Published 9:37 p.m. UTC Jul 25, 2018

Conor McGregor’s court appearance in Brooklyn on Thursday over his battle with a bus earlier this year will likely clear the way for the former UFC champ to punish human opponents again in the Octagon.

McGregor is expected to accept a plea deal offered by prosecutors that will spare him jail time and lead to the dismissal of the two felony charges related to his tossing multiple items at a bus full of UFC fighters at Barclays Center in April. USA TODAY Sports previously reported that McGregor’s legal team and the Brooklyn District Attorney’s Office were working on a deal that wasn’t finalized before his court appearance last month.

McGregor, 29, has allowed his lawyers to do almost all the talking during his two previous court appearances, but he would be required to allocute — stating on the record he was responsible for the incident — as part of the plea deal.

UFC president Dana White said earlier this month that he didn’t want to discuss McGregor’s future until his case “was over with.”

“Then we’ll start talking about him fighting,” White said.
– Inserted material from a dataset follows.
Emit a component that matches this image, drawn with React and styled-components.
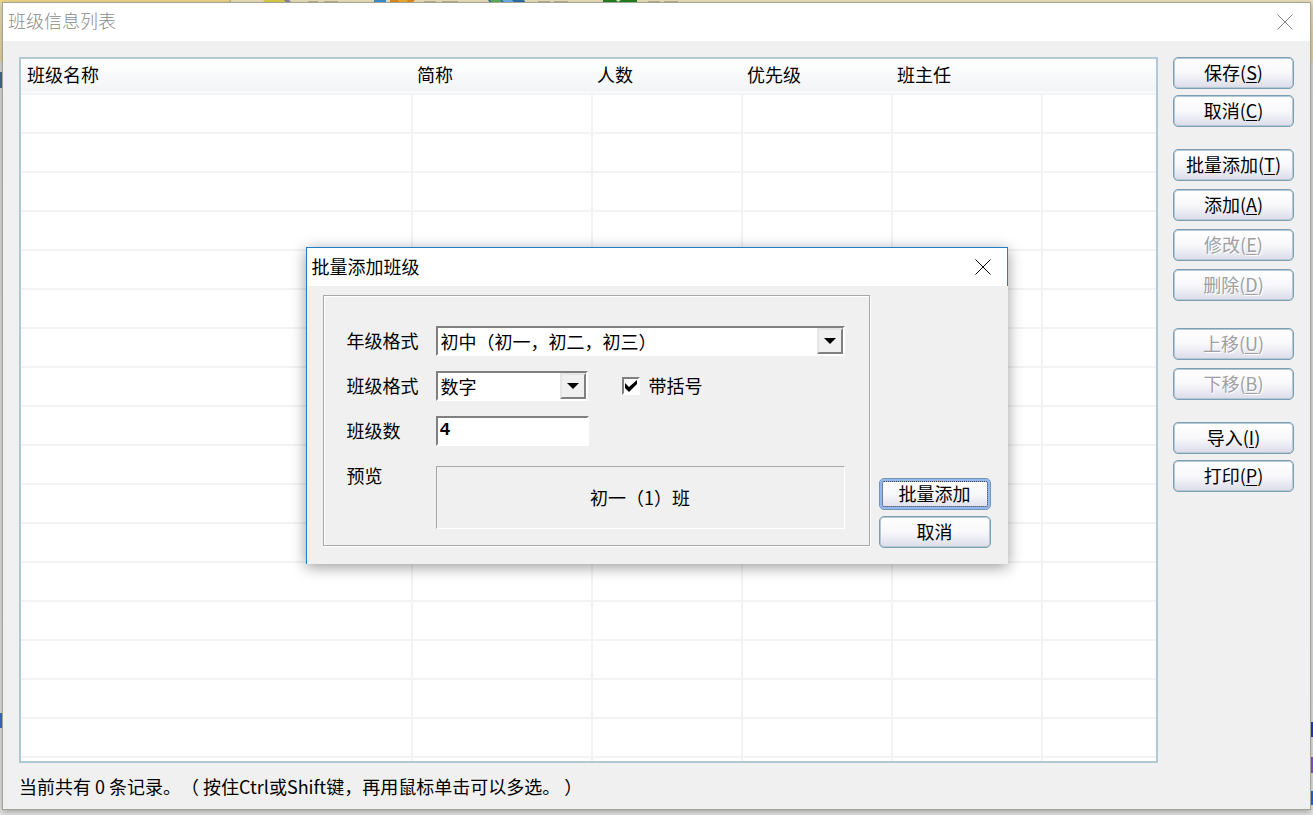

More: McGregor calls Putin ‘one of the greatest leaders of our time’ at World Cup

Current undefeated UFC lightweight champ Khabib Nurmagomedov said on Instagram that he’s been “working on fight” where he’d face McGregor. There’s been talk that such a bout could take place by year’s end.
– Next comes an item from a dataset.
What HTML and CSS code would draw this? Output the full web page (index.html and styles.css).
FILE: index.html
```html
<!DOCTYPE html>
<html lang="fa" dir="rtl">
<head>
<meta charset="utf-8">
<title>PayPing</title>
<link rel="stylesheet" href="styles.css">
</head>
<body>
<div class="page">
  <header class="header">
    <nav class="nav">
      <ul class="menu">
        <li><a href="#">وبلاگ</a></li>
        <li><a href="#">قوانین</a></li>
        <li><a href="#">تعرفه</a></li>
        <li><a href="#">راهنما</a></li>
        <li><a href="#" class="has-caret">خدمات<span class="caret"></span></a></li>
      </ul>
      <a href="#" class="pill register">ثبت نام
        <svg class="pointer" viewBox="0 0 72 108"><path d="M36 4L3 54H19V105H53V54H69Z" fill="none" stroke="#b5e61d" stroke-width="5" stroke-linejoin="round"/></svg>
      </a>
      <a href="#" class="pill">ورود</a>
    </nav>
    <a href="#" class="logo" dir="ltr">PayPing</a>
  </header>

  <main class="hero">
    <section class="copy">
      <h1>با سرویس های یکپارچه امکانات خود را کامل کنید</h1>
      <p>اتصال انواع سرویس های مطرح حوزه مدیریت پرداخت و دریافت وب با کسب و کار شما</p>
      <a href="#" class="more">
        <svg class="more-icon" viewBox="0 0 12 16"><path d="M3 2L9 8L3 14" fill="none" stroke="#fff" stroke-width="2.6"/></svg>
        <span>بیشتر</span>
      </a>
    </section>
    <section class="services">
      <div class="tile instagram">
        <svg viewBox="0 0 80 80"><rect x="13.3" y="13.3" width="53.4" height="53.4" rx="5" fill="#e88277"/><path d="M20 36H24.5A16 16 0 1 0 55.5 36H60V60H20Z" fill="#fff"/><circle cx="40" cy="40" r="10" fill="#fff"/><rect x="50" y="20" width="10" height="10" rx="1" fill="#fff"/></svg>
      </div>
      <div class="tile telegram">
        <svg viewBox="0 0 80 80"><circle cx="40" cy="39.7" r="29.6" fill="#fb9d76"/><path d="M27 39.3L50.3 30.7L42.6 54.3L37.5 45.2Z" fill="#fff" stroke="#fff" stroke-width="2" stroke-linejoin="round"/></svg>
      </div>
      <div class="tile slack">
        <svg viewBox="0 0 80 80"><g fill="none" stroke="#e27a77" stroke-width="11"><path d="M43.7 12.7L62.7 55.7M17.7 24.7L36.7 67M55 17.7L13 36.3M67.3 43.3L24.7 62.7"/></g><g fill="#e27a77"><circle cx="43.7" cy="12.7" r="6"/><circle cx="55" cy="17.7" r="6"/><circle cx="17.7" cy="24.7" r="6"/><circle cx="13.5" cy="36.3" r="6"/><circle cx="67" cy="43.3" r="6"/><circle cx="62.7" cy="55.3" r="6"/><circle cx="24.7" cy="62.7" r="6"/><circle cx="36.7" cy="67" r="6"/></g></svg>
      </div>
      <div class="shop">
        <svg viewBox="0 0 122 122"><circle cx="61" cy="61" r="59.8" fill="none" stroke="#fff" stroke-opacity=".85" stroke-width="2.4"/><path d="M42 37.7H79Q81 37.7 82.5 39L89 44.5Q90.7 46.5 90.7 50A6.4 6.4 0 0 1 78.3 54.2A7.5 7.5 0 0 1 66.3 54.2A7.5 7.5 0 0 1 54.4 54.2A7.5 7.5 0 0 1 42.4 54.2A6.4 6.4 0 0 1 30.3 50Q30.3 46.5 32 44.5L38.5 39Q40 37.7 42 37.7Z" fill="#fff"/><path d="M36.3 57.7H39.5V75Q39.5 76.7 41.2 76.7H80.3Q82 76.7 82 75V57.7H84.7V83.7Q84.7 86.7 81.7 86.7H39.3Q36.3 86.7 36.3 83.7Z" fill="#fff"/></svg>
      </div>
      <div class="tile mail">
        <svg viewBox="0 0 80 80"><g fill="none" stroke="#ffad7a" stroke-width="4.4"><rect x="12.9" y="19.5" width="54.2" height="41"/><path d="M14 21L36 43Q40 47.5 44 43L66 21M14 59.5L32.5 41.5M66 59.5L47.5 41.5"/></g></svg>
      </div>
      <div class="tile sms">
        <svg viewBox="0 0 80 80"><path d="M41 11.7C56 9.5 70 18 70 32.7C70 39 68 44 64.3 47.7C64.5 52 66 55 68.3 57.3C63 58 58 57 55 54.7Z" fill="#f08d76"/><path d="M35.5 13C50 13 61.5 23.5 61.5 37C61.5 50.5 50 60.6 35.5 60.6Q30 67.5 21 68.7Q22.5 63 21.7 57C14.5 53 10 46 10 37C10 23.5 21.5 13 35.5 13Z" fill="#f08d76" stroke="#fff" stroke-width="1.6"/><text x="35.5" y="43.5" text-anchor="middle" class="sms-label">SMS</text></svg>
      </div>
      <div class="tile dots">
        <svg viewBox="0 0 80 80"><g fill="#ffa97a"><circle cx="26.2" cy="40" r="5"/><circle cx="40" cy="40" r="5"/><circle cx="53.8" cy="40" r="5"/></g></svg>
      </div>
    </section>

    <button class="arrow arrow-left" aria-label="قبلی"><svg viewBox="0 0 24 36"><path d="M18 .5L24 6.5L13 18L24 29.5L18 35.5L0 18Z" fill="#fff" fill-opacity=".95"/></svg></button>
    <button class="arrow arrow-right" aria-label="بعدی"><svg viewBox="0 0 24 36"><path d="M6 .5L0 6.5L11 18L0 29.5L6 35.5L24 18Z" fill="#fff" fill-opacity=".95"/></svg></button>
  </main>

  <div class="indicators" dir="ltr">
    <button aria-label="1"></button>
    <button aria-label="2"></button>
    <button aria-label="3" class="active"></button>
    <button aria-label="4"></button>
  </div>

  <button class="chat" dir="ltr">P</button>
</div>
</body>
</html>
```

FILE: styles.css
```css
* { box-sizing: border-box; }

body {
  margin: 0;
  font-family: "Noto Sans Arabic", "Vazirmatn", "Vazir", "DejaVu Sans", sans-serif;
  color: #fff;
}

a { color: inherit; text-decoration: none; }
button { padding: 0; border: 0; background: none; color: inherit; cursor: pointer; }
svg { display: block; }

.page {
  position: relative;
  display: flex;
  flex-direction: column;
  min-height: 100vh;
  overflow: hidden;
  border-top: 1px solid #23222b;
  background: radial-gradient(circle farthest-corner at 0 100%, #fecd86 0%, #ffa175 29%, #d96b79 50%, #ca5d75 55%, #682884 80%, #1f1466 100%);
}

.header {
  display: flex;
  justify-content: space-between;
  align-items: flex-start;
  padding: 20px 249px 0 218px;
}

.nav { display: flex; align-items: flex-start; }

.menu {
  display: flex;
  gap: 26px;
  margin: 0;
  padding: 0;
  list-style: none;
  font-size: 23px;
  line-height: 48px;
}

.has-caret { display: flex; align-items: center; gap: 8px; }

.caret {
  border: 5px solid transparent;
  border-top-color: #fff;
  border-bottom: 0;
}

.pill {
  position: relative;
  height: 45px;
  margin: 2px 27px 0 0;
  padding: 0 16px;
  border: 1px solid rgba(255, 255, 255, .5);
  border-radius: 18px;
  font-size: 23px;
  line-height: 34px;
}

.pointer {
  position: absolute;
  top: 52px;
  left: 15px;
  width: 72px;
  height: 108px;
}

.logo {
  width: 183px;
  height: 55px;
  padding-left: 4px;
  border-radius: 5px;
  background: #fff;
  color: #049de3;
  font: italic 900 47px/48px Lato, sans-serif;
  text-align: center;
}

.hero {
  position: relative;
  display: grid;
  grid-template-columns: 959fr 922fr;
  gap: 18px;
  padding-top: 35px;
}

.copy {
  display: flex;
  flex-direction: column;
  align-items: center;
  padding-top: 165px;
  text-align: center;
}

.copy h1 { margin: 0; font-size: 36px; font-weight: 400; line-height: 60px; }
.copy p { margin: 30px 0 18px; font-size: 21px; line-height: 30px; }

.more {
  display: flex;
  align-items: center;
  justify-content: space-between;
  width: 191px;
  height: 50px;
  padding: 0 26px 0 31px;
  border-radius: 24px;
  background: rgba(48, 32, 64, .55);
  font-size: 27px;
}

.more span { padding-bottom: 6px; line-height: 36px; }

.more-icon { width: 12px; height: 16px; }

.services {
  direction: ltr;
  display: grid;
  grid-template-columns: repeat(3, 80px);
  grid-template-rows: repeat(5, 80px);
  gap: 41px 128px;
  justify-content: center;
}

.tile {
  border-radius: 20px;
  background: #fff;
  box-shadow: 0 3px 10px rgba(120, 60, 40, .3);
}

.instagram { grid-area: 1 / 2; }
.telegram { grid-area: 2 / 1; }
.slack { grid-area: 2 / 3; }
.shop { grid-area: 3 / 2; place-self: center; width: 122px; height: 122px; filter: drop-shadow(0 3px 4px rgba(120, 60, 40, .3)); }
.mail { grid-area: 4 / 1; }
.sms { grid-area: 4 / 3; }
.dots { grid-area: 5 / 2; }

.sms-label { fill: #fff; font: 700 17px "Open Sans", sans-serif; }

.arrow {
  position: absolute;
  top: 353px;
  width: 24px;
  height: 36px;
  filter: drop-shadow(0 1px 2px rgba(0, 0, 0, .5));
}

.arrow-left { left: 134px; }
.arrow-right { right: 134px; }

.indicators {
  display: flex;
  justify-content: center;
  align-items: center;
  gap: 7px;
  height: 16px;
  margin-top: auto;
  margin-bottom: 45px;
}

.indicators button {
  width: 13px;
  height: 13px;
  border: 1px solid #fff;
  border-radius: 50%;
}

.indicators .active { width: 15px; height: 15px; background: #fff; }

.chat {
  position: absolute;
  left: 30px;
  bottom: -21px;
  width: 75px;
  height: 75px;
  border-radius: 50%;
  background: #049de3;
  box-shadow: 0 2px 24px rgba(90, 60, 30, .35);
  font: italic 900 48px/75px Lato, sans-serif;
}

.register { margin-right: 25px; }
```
The plea deal is expected to include a fine, and potentially anger management counseling, community service and probation. Prosecutors would agree to drop the felony charges in lieu of successfully completing probation and/or completing a conditional plea agreement successfully. 

A spokesperson for McGregor’s attorney, Bruce Maffeo, told USA TODAY Sports there was “no update” when asked if a deal had been reached.

“As noted in court, we have ongoing discussions with the District Attorney’s office and hope to be able to resolve this matter to both sides satisfaction by the next court date,” Maffeo said after McGregor’s hearing on June 14.

Michael Chiesa (facial injuries) and Ray Borg (eye injury) were forced off the UFC 223 card after they sustained injures while sitting on the bus on April 5 as McGregor and Cian Cowley tossed objects at the vehicle.

McGregor, who has been free on bail since he was arrested hours after the incident, would leave himself open to potential lawsuits brought by injured fighters and the bus company if he takes a plea.

“Once he goes on the record and allocutes where he’ll say he did X, Y and Z, anyone looking to sue him can take those minutes from the hearing and use them as part of a civil lawsuit,” Taylor Koss, a former Brooklyn prosecutor, told USA TODAY Sports. “Those minutes would be strong evidence of civil liability.”

According to online court records, no lawsuits have been filed over the bus incident.

As part of the plea deal, McGregor also would be required to pay restitution to the bus company and anyone else who suffered monetary damages, Koss said.

Cowley, also an MMA fighter from Ireland, also is scheduled to be in court for a status hearing on Thursday. Cowley faces similar charges.